Tuesday 28 March 2017

Is There A Case Against Stretching?

Hello, reader. Welcome to the world of fitness. In this world, you warm your body up, lift things up, put them down, maybe repeat a few more times, and then stretch after. It's tried, true, and timeless. Or is it?

I've been having reflective thoughts on the static stretch following exercise. There isn't much of any school of thought to argue against stretching, but I have to say this: In my experience, whether or not I prescribe stretches to clients hasn't seemed to affect their progress, from what I've been able to tell. As such, I decided to make this the point of my research this week.

But if I don't stretch, how will strangers know that I just worked out?

Preventing Delayed Onset Muscle Soreness

It makes perfect sense that stretching reduces the muscle soreness that follows intense exercise. You've just worked the muscle, so it's likely going to become tight afterwards. As such, you should stretch it out before it tightens up so that the contracture doesn't occur as severely.

However, while science hasn't quite determined what DOMS is actually caused by, it's almost certain that the soreness is not due to a shortening of the muscle (which stretching would thus alleviate). Rather, it's more likely pain caused by muscle damage, lactic acid, enzyme accumulation, or simply inflammation.

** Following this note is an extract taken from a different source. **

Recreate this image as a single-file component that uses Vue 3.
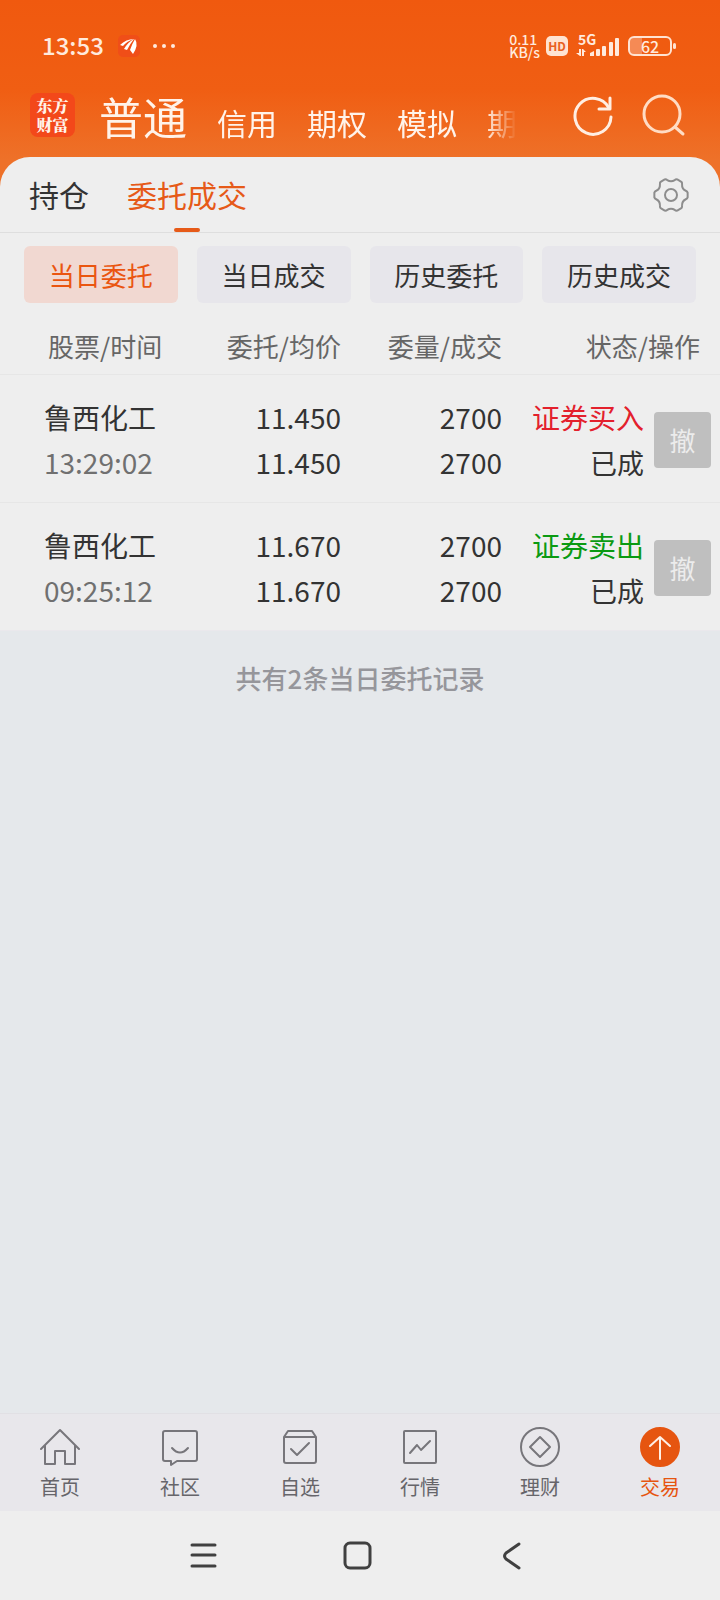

Regardless, it seems crazy that stretching wouldn't still help reduce the soreness. However, experiments have demonstrated just that. In fact, depending on the study you read, it's even suggested that static stretching after exercise, as opposed to an active cool-down, actually resulted in increased DOMS. Again, these mechanisms aren't clear, but the results speak for themselves.

Increasing Range Of Motion

An increased in muscle lengthening and range of motion has been well-supported by science for years. However, what I've witnessed, anecdotally, is countless individuals who are still barely able to touch their toes despite consistent stretching on a daily basis.

Does this suggest that these people simply aren't stretching enough to compensate for their mechanical demands? Is more stretching the answer? Probably not, unfortunately. Whether it's the time spent stretching during each individual session or the overall length of time you've been following a stretching protocol, no difference in range of motion has been measured between doing more or less.

So at least moderate stretching should be beneficial, by that logic. Even this principle is being challenged by some researchers, though. For instance, one group of researchers were able to show that range of motion increases from static stretching were lost after only three minutes following cessation of the stretch. Granted, this experiment did not measure gains made during a long-term protocol, but it definitely piques interesting thoughts behind the concept of stretching at all.

Finally, I'd like to point out that static stretching isn't the only method of gaining range of motion, as demonstrated in one study that compared stretching to strengthening of the hamstrings. As it turns out, eccentric training of the muscle actually resulted in greater range increases than statically stretching did. Interestingly, increasing neural control over the muscle seems to do more than simply trying to lengthen it.

Is There Any Use At All?

So I seem to have effectively picked apart all rationale for including static stretching in exercise programs. It's not so black and white, though, as studies have still definitely demonstrated a decrease in musculotendinous injury in programs that included it. With the above considered, however, it suggests that we simply may not know why this may be.

One realm that the newer research hasn't addressed is the effects of stretching on muscular spasm following pain or injury. When a muscle is guarding in response to some sort of trauma, is stretching a method of overiding those neural signals to allow it to release? Certainly, this decreased neural activity is the reason for reduced muscular power output following a static stretch, and stretching definitely helps relieve cramps. Is the same mechanism useful for when trying to get a painful, spastic muscle to relax during a rehab program? Is this the reason behind reduced injury risks when part of the program? These are just a few things to consider from this point forward, and hopefully the science continues to develop our understanding of the subject.